Kabasakal, zor bir bölümde okuduğunu ve derslerde en zorlandığı zamanlarda kaybettiği köpeğinin gözünün önüne geldiğini anlatarak, şöyle devam etti:
"Kaybettiğim köpeğime olan bağlılığımla azimle çalıştım ve fakülteyi 5. olarak bitirdim. Hayvanları çok seviyorum. O köpek hayatımı çok değiştirdi, çok etkiledi. O yaşıma kadar hayvanlarla ilgilenmezdim ama bu köpek beni çok etkiledi hatta gök gürleyen bir gece korktuğu için onunla kulübede yatmıştım. O canın gitmesi, gözümün önünden hiç gitmedi. Veteriner olduktan sonra da o olay nedeniyle kanlı ishal olan hayvanlara ayrı bir özen gösteriyorum. Kanlı ishal vakalarına karşı da kendimi yetiştirdim, çok sayıda makale okudum. Tehlikeli bir hastalık. 'Daisy' sayesinde o hastalığa karşı özel bir ilgim oldu. Şu anda da kendime ait bir veteriner kliniği sahibiyim ve bunu ölen köpeğime borçluyum. Bir yavru köpeğin hayatımı değiştirmesine ben de inanmakta güçlük çekiyorum."
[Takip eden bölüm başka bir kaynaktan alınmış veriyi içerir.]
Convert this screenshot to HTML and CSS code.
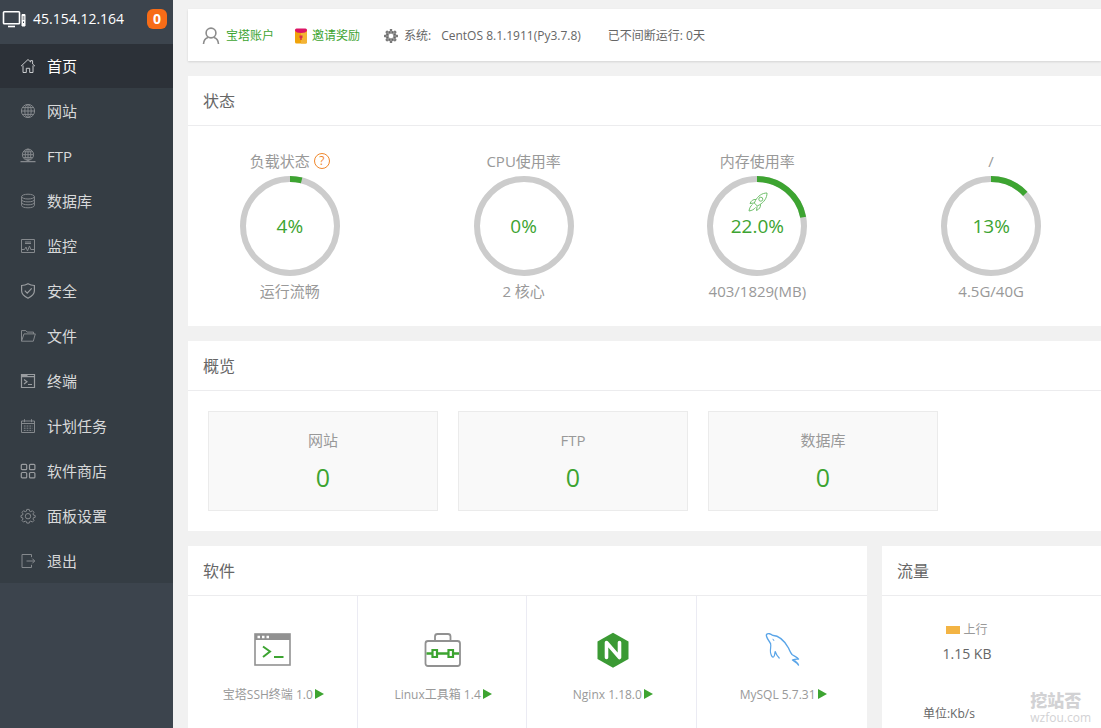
FILE: index.html
```html
<!DOCTYPE html>
<html lang="zh-CN">
<head>
<meta charset="utf-8">
<title>宝塔面板</title>
<link rel="stylesheet" href="styles.css">
</head>
<body>
<aside class="sidebar">
  <div class="server">
    <svg class="server-icon" viewBox="0 0 24 18" width="24" height="18" fill="none" stroke="#fff" stroke-width="1.6"><rect x="1.500" y="1.800" width="16" height="12" rx=".8"/><path d="M6 16.500h7"/><path d="M20 4.500h3v11.500h-3z" fill="#fff" stroke="#fff" stroke-width="1"/><path d="M20.600 7h1.800M20.600 9h1.800M21.500 11.500v1.500" stroke="#3c444d" stroke-width="1"/></svg>
    <span class="server-ip">45.154.12.164</span>
    <span class="badge">0</span>
  </div>
  <nav class="menu">
    <a class="menu-item active" href="#"><svg viewBox="0 0 16 16"><path d="M1 8.200 8 1.500l2.600 2.500V2.600h2V6L15 8.200M3 7.500V14.500h3.300v-4.200h3.400v4.200H13V7.500"/></svg>首页</a>
    <a class="menu-item" href="#"><svg viewBox="0 0 16 16"><circle cx="8" cy="8" r="6.600"/><ellipse cx="8" cy="8" rx="3.200" ry="6.600"/><path d="M8 1.400v13.200M1.400 8h13.200M2.400 4.600h11.200M2.400 11.400h11.200"/></svg>网站</a>
    <a class="menu-item" href="#"><svg viewBox="0 0 16 16"><circle cx="8" cy="6.700" r="5.600"/><ellipse cx="8" cy="6.700" rx="2.800" ry="5.600"/><path d="M8 1v12M2.400 6.700h11.200M3.400 3.800h9.200M3.400 9.600h9.200"/><path d="M.5 13.600h15M6.500 13.600h3" stroke-width="1.400"/></svg>FTP</a>
    <a class="menu-item" href="#"><svg viewBox="0 0 16 16"><ellipse cx="8" cy="3.600" rx="6.400" ry="2.400"/><path d="M1.600 3.600v8.800c0 3.200 12.800 3.200 12.800 0V3.600M1.600 6.500c0 3.200 12.800 3.200 12.800 0M1.600 9.400c0 3.200 12.800 3.200 12.800 0"/></svg>数据库</a>
    <a class="menu-item" href="#"><svg viewBox="0 0 16 16"><path d="M1.500 1.500h13v13h-13zM5 4h6M5 5.500h6M2 11.500h2.500L6 9l1.500 4L9.500 8l1.300 3.500H14"/></svg>监控</a>
    <a class="menu-item" href="#"><svg viewBox="0 0 16 16" class="strong"><path d="M8 .8c2 1.200 4.200 1.700 6.400 1.700v5.300c0 3.500-3 5.800-6.400 7.400C4.600 13.600 1.600 11.300 1.600 7.800V2.500C3.800 2.500 6 2 8 .8zM4.800 7.600l2.400 2.500 4.500-4.700"/></svg>安全</a>
    <a class="menu-item" href="#"><svg viewBox="0 0 16 16"><path d="M1.500 13.200V2.600h4.300l1.300 1.500h6.400v1.800M1.500 13.200 4 5.900h11.300l-2 7.300z"/></svg>文件</a>
    <a class="menu-item" href="#"><svg viewBox="0 0 16 16" class="strong"><path d="M1.500 1.500h13v13h-13zM1.500 3.600h13M4 6.500l3 2.300-3 2.300M8 11.500h4"/><path d="M2 2.500h5.500"/></svg>终端</a>
    <a class="menu-item" href="#"><svg viewBox="0 0 16 16"><path d="M1.500 3h13v11.500h-13zM1.500 5.500h13M4.500 1.200v3M11.500 1.200v3"/><path d="M3.800 8h8.800M3.800 10.200h8.800M3.800 12.400h8.800" stroke-dasharray="1.800 1"/></svg>计划任务</a>
    <a class="menu-item" href="#"><svg viewBox="0 0 16 16" class="strong"><rect x="1.300" y="1.300" width="5.400" height="5.400" rx="1"/><rect x="9.500" y="1.300" width="5.400" height="5.400" rx="1"/><rect x="1.300" y="9.500" width="5.400" height="5.400" rx="1"/><rect x="9.500" y="9.500" width="5.400" height="5.400" rx="1"/></svg>软件商店</a>
    <a class="menu-item" href="#"><svg viewBox="0 0 16 16"><path d="M6.800 1.400h2.400l.4 1.800 1.200.5 1.600-1 1.600 1.600-1 1.600.5 1.200 1.700.4v1.800l-1.700.4-.5 1.300 1 1.500-1.600 1.600-1.600-1-1.200.5-.4 1.500H6.800l-.4-1.500-1.200-.5-1.600 1L2 12.500 3 11l-.5-1.300-1.500-.4V7.500l1.500-.4L3 5.900 2 4.300l1.600-1.600 1.600 1 1.200-.5z"/><circle cx="8" cy="8.200" r="2.700"/></svg>面板设置</a>
    <a class="menu-item" href="#"><svg viewBox="0 0 16 16"><path d="M11.500 4.200V1.500H2v13h9.500v-2.700M6.500 8h8M12.300 5.600 14.700 8l-2.400 2.400"/></svg>退出</a>
  </nav>
</aside>

<main class="main">
  <header class="card topbar">
    <a class="account" href="#"><svg viewBox="0 0 18 18" width="18" height="18" fill="none" stroke="#8c8c8c" stroke-width="1.600"><circle cx="9" cy="6" r="4.900"/><path d="M1.500 17c.2-3.500 2-5.800 4.500-6.500M16.500 17c-.2-3.500-2-5.800-4.500-6.500"/></svg>宝塔账户</a>
    <a class="invite" href="#"><svg viewBox="0 0 14 16" width="14" height="16"><rect x="1" y="1" width="12" height="14.500" rx="1.500" fill="#f0a30a"/><path d="M7 4h6v10a1.500 1.500 0 0 1-1.500 1.500H7z" fill="#f3b335"/><path d="M1 2.500Q1 .5 2.500.5h9Q13 .5 13 2.500 12 5 7 5T1 2.500z" fill="#dc1467"/><path d="M5.500 7.500h3v2.200l-.8.500V12H6.300v-1.800l-.8-.5z" fill="#d92b4f"/></svg>邀请奖励</a>
    <span class="system"><svg viewBox="0 0 16 16" width="16" height="16"><circle cx="8" cy="8" r="3.900" fill="none" stroke="#999" stroke-width="3.400"/><circle cx="8" cy="8" r="6" fill="none" stroke="#777" stroke-width="2" pathLength="16" stroke-dasharray="1 1" stroke-dashoffset=".5"/><circle cx="8" cy="8" r="4" fill="none" stroke="#666" stroke-width="1.600" pathLength="16" stroke-dasharray="1 1" stroke-dashoffset="1.500"/><circle cx="8" cy="8" r="1.900" fill="#fff"/></svg>系统:</span>
    <span class="os">CentOS 8.1.1911(Py3.7.8)</span>
    <span class="uptime">已不间断运行: 0天</span>
  </header>

  <section class="card">
    <h2 class="card-title">状态</h2>
    <ul class="gauges">
      <li class="gauge">
        <h3 class="gauge-name">负载状态<button class="help" type="button" aria-label="负载状态说明">?</button></h3>
        <div class="ring"><svg viewBox="0 0 100 100"><circle class="track" cx="50" cy="50" r="47"/><circle class="value" cx="50" cy="50" r="47" pathLength="100" stroke-dasharray="4 100"/></svg><span>4%</span></div>
        <p class="gauge-note">运行流畅</p>
      </li>
      <li class="gauge">
        <h3 class="gauge-name">CPU使用率</h3>
        <div class="ring"><svg viewBox="0 0 100 100"><circle class="track" cx="50" cy="50" r="47"/></svg><span>0%</span></div>
        <p class="gauge-note">2 核心</p>
      </li>
      <li class="gauge">
        <h3 class="gauge-name">内存使用率</h3>
        <div class="ring"><svg viewBox="0 0 100 100"><circle class="track" cx="50" cy="50" r="47"/><circle class="value" cx="50" cy="50" r="47" pathLength="100" stroke-dasharray="22 100"/><g transform="translate(41 16)" fill="none" stroke="#6fbf6b" stroke-width="1"><path d="M19 1c-5 0-9 3-11.500 7.500L6.300 11l3 3 2.200-1.200C16 10.200 19 6 19 1z"/><circle cx="12.800" cy="7.200" r="2"/><path d="M8 7.500C5 7.200 3.200 8.700 2 11.500l4-.5M12.500 12.300c.3 3-1.200 4.800-4 6.200l.6-4.200M4.500 12.500C2.500 14 1.500 16 1 19c3-.5 5-1.500 6.500-3.500"/></g></svg><span>22.0%</span></div>
        <p class="gauge-note">403/1829(MB)</p>
      </li>
      <li class="gauge">
        <h3 class="gauge-name">/</h3>
        <div class="ring"><svg viewBox="0 0 100 100"><circle class="track" cx="50" cy="50" r="47"/><circle class="value" cx="50" cy="50" r="47" pathLength="100" stroke-dasharray="13 100"/></svg><span>13%</span></div>
        <p class="gauge-note">4.5G/40G</p>
      </li>
    </ul>
  </section>

  <section class="card">
    <h2 class="card-title">概览</h2>
    <div class="totals">
      <div class="total"><span>网站</span><a href="#">0</a></div>
      <div class="total"><span>FTP</span><a href="#">0</a></div>
      <div class="total"><span>数据库</span><a href="#">0</a></div>
    </div>
  </section>

  <div class="bottom">
    <section class="card software">
      <h2 class="card-title">软件</h2>
      <div class="apps">
        <div class="app">
          <svg viewBox="0 0 40 40"><rect x="2" y="4" width="35" height="31" fill="#fff" stroke="#919191" stroke-width="1.600"/><path d="M2 4h35v6H2z" fill="#919191"/><path d="M4.500 7h2.500M9 7h2.500M13.500 7H16" stroke="#fff" stroke-width="2.500"/><path d="m10 16.500 7 5-7 5.500M21 27h9.500" fill="none" stroke="#3da431" stroke-width="2"/></svg>
          <p>宝塔SSH终端 1.0<i class="play"></i></p>
        </div>
        <div class="app">
          <svg viewBox="0 0 40 40" fill="none"><rect x="2.500" y="11" width="34.500" height="25" rx="2.500" stroke="#919191" stroke-width="1.800"/><path d="M12 11V6.500Q12 4 14.500 4h10.500q2.500 0 2.500 2.500V11" stroke="#919191" stroke-width="1.800"/><path d="M3.500 23.500H9m6 0h10m6 0h5" stroke="#3da431" stroke-width="2.400"/><path d="M9.500 20h4.500v7H9.500zm16 0H30v7h-4.500z" stroke="#3da431" stroke-width="2.200"/></svg>
          <p>Linux工具箱 1.4<i class="play"></i></p>
        </div>
        <div class="app">
          <svg viewBox="0 0 40 40"><path d="m20 2.800 15.500 8.700v17.400L20 37.700 4.500 28.900V11.500z" fill="#3b9a34"/><path d="M13.500 27.500v-15l13 15v-15" fill="none" stroke="#fff" stroke-width="3.600" stroke-linecap="round" stroke-linejoin="round"/></svg>
          <p>Nginx 1.18.0<i class="play"></i></p>
        </div>
        <div class="app">
          <svg viewBox="0 0 40 40" fill="none" stroke="#5aa5e8" stroke-linecap="round" stroke-linejoin="round"><path d="M7.500 13.500C5.500 10 2.500 6.500 3.500 4.500c1.500-1.800 4.500-.5 6 .8 7.500.5 12 5.500 16 12.700 1.200 2.300 1.800 4.500 3.500 6.500 2.500 1.700 5.500 2.500 6.500 4.500-1.800.2-3.500.3-5 .6 2 1.700 4 3 5 5.400-1.800-2.300-4-3.200-6-5" stroke-width="1.400"/><path d="M7.500 13.500c1 2.500-.6 5.500 0 9 .5 2.500 1.500 5 3 4.500 1.500-.5 1-3.500 1.700-5.500.8 2.500 2 4.500 4 6.500" stroke-width="1.200"/><path d="m10 9.200.8 1.300"/></svg>
          <p>MySQL 5.7.31<i class="play"></i></p>
        </div>
      </div>
    </section>
    <section class="card traffic">
      <h2 class="card-title">流量</h2>
      <div class="rates">
        <div class="rate"><span class="rate-name"><i class="swatch"></i>上行</span><strong>1.15 KB</strong></div>
      </div>
      <p class="unit">单位:Kb/s</p>
    </section>
  </div>
</main>
<div class="watermark"><b>挖站否</b><span>wzfou.com</span></div>
</body>
</html>
```
FILE: styles.css
```css
* { box-sizing: border-box; }
body {
  margin: 0;
  min-height: 100vh;
  display: flex;
  background: #f1f1f1;
  color: #666;
  font: 12px/20px "Open Sans", "Noto Sans CJK SC", sans-serif;
}
h2, h3, p, ul { margin: 0; padding: 0; font-weight: 400; }
ul { list-style: none; }
a { color: #3da431; text-decoration: none; }

.sidebar { flex: 0 0 173px; background: #3c444d; }
.server {
  display: flex;
  align-items: center;
  height: 44px;
  padding: 0 6px 6px 2px;
  color: #fff;
  font-size: 14px;
}
.server-icon { margin-right: 7px; }
.badge {
  margin-left: auto;
  width: 20px;
  height: 20px;
  border-radius: 6px;
  background: #f76c17;
  font-weight: 700;
  line-height: 20px;
  text-align: center;
}
.menu { display: grid; gap: 1px; background: #353d44; }
.menu-item {
  display: flex;
  align-items: center;
  gap: 11px;
  height: 44px;
  padding-left: 20px;
  color: #d8d9da;
  font-size: 15px;
}
.menu-item svg {
  width: 16px;
  height: 16px;
  fill: none;
  stroke: #85898d;
  stroke-width: 1;
}
.menu-item .strong { stroke: #9a9da0; stroke-width: 1.2; }
.active { background: #2c3138; color: #fff; }
.active svg { stroke: #c9cbcd; }

.main {
  flex: 1;
  min-width: 0;
  display: flex;
  flex-direction: column;
  gap: 15px;
  padding: 9px 0 0 15px;
}
.card { background: #fff; }
.card-title {
  height: 50px;
  padding-left: 15px;
  border-bottom: 1px solid #ececee;
  font-size: 16px;
  line-height: 50px;
}

.topbar {
  display: flex;
  align-items: center;
  height: 52px;
  padding: 2px 0 0 14px;
  box-shadow: 0 1px 2px rgba(0, 0, 0, .12);
  white-space: nowrap;
}
.topbar > * { display: flex; align-items: center; }
.account { gap: 6px; margin-right: 20px; }
.invite { gap: 4px; margin-right: 23px; }
.system { gap: 5px; margin-right: 10px; }
.os { margin-right: 27px; }

.gauges {
  display: grid;
  grid-template-columns: repeat(4, 1fr);
  height: 200px;
  margin: 0 -7px 0 -15px;
  padding-top: 22px;
}
.gauge {
  display: flex;
  flex-direction: column;
  align-items: center;
  color: #999;
}
.gauge-name {
  display: flex;
  align-items: center;
  gap: 4px;
  height: 26px;
  margin-bottom: 2px;
  font-size: 15px;
}
.help {
  width: 16px;
  height: 16px;
  padding: 0;
  border: 1px solid #f0872b;
  border-radius: 50%;
  background: none;
  color: #f0872b;
  font: 12px/14px "Open Sans", sans-serif;
}
.ring { display: grid; width: 100px; height: 100px; place-items: center; }
.ring > * { grid-area: 1 / 1; }
.ring span { color: #3da431; font-size: 19px; }
.ring svg { width: 100px; height: 100px; }
.track, .value { fill: none; stroke: #ccc; stroke-width: 6; }
.value { stroke: #3da431; transform: rotate(-90deg); transform-origin: center; }
.gauge-note { font-size: 15px; line-height: 30px; }

.totals {
  display: grid;
  grid-template-columns: repeat(auto-fill, 230px);
  gap: 20px;
  padding: 20px;
}
.total {
  display: flex;
  flex-direction: column;
  align-items: center;
  height: 100px;
  padding-top: 13px;
  border: 1px solid #ebebeb;
  background: #f9f9f9;
  color: #999;
  font-size: 15px;
  line-height: 30px;
}
.total a { font-size: 25px; line-height: 44px; }

.bottom {
  flex: 1;
  display: grid;
  grid-template-columns: 3.1fr 1fr;
  gap: 15px;
}
.software { display: flex; flex-direction: column; }
.apps { flex: 1; display: grid; grid-template-columns: repeat(4, 1fr); }
.app {
  padding: 34px 0 0 2px;
  border-right: 1px solid #ebebf3;
  color: #999;
  text-align: center;
}
.app:last-child { border-right: 0; }
.app svg { display: block; width: 40px; height: 40px; margin: 0 auto 15px; }
.play {
  display: inline-block;
  margin-left: 2px;
  border: solid transparent;
  border-width: 5px 0 5px 9px;
  border-left-color: #3da431;
}

.rates { display: flex; padding: 24px 50px 0; }
.rate { display: flex; flex-direction: column; align-items: center; flex: 0 0 70px; }
.rate-name { display: flex; align-items: center; gap: 3px; color: #999; }
.swatch { width: 14px; height: 8px; background: #f3b444; }
.rate strong { font-size: 14px; font-weight: 400; line-height: 28px; }
.unit { padding: 36px 0 4px 41px; }

.watermark {
  position: absolute;
  right: 10px;
  bottom: 2px;
  display: grid;
  justify-items: start;
  color: #d2d2d4;
  font-size: 12px;
  line-height: 16px;
}
.watermark b { font-size: 17px; line-height: 18px; font-weight: 900; }
```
Anne Güldane Kabasakal da oğlunun küçükken hayvanlara karşı ilgisinin olmadığını dile getirerek, "Köpeği öldükten sonra veteriner olacağını bize hiç söylemedi. İçinde yaşamış. Daha sonra öğrendiğimizde de çok duygulandık ve kararını destekledik." ifadelerini kullandı.